At the very start of a development project, a team is often under particularly high pressure. Talking about quality criteria and setting up scenarios? Discussing necessary reports and technical data definitions? There is often no time for all that, or at least that is the impression.
That’s why data products belong in the backlog and must be part of the refinement process. They also belong within the scope of roadmaps and in any meeting in which deliverables, target deadlines, and costs are discussed.
Tip: If no concrete requirements exist, it can be assumed that these will all arrive shortly before the target deadline.
Analysis capability promotes autonomy
Almost every organization has reports with key figures that cover varying levels of detail. Especially in large organizations, data products are the basis for data teams to provide such reports for the C-level and others. [2]
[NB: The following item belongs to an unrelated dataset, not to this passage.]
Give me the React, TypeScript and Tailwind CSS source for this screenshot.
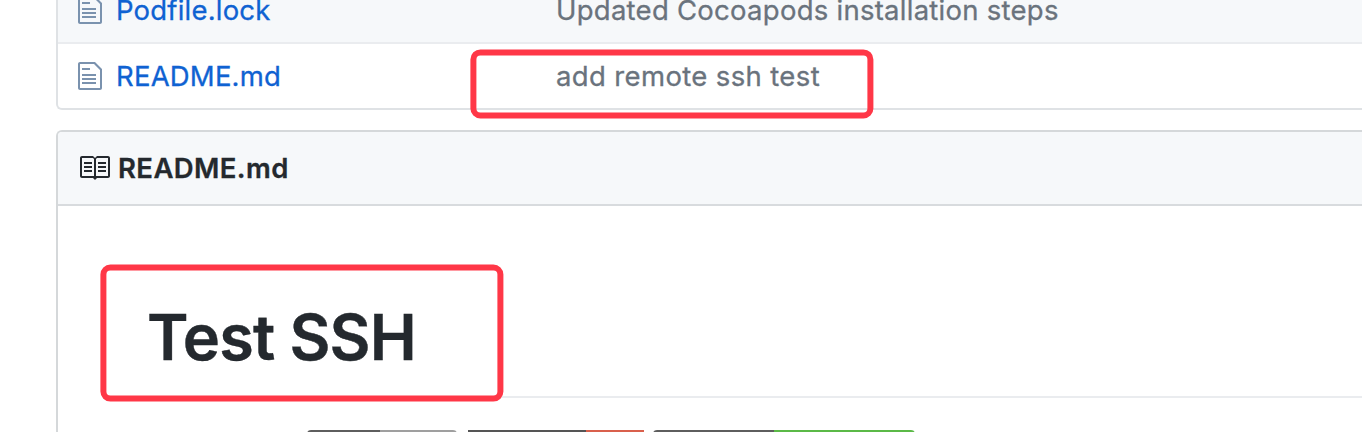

But when the topic is approached from this side, it might first give rise to a different thought. Data products are one more burden on teams. They represent yet another deliverable. This makes it important to examine the topic from the perspective of a specific team. My hypothesis is that, in the vast majority of cases, this workload will arise regardless. The question is only when and how it impacts the flow of the team.
As teams, however, we like to enjoy a high level of autonomy. But this also requires that we operate in line with the business goals of our organization. And how is that supposed to work if we don’t have an overview of the most important data concerning our own software product?
Summary
Every team should give thought to their data products. This should begin already at the very start of the development work, even if the requirements of the stakeholders are not yet known. When a data mesh approach is followed, data products are created almost automatically. But even if this approach is not taken, a team can make use of the data product concept for its own purposes.
Data products make the following possible:
- Answering questions more efficiently.
- Verifying requirements based on actual data.
- Further improving your own data.
- Taking more responsibility for your own product (outside-in perspective).